#1,005 – Replacing a Substring with a New Substring

You can use the string.Replace method to find and replace a substring of a longer string with a new substring.  Replace is an instance method that acts upon a specified string and returns a new string.

In the example below, we replace every occurrence of “race” with “class”, returning the new string.

            string quote =
@"There's a race of men that don't fit in,
A race that can't sit still;";

            string newQuote = quote.Replace("race", "class");

            Console.WriteLine(string.Format("ORIGINAL:\n{0}", quote));
            Console.WriteLine(string.Format("NEW:\n{0}", newQuote));

1005-001
You can use Replace to remove instances of a particular substring (replacing them with an empty string).
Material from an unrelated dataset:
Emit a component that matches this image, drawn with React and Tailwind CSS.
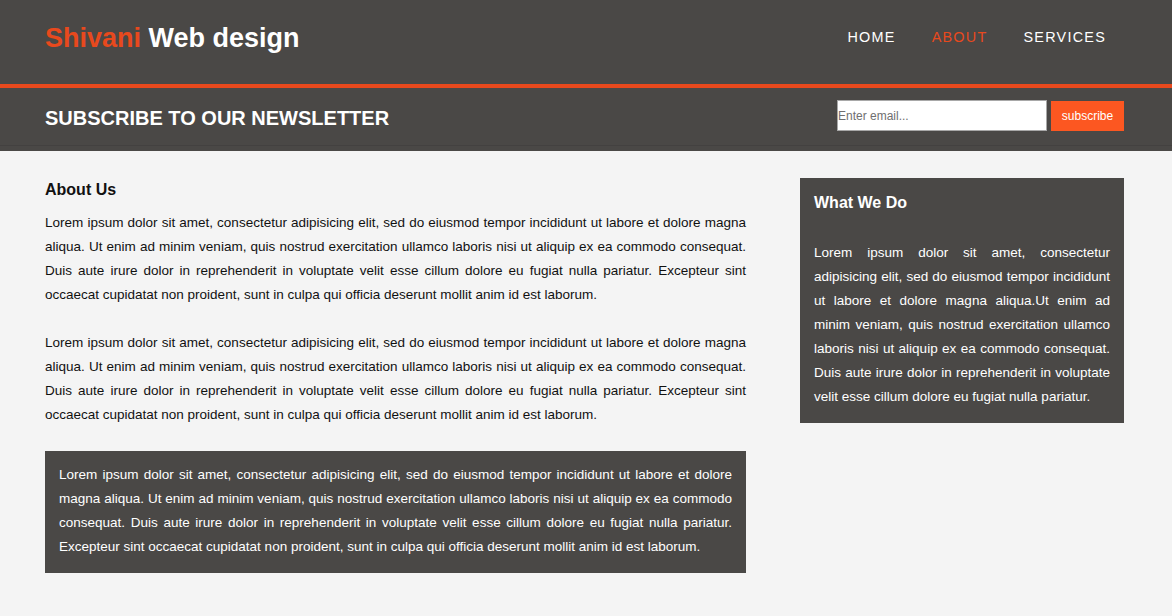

            string quote = "Four awesome score and seven awesome years ago";

            string newQuote = quote.Replace("awesome ", "");

            Console.WriteLine(string.Format("ORIGINAL:\n{0}", quote));
            Console.WriteLine(string.Format("NEW:\n{0}", newQuote));

1005-002

Advertisements

#1,004 – Converting a String to Uppercase or Lowercase

You can use the ToLower and ToUpper methods of the string type to convert a particular string to all lowercase or all uppercase.  In either case, a new string is returned.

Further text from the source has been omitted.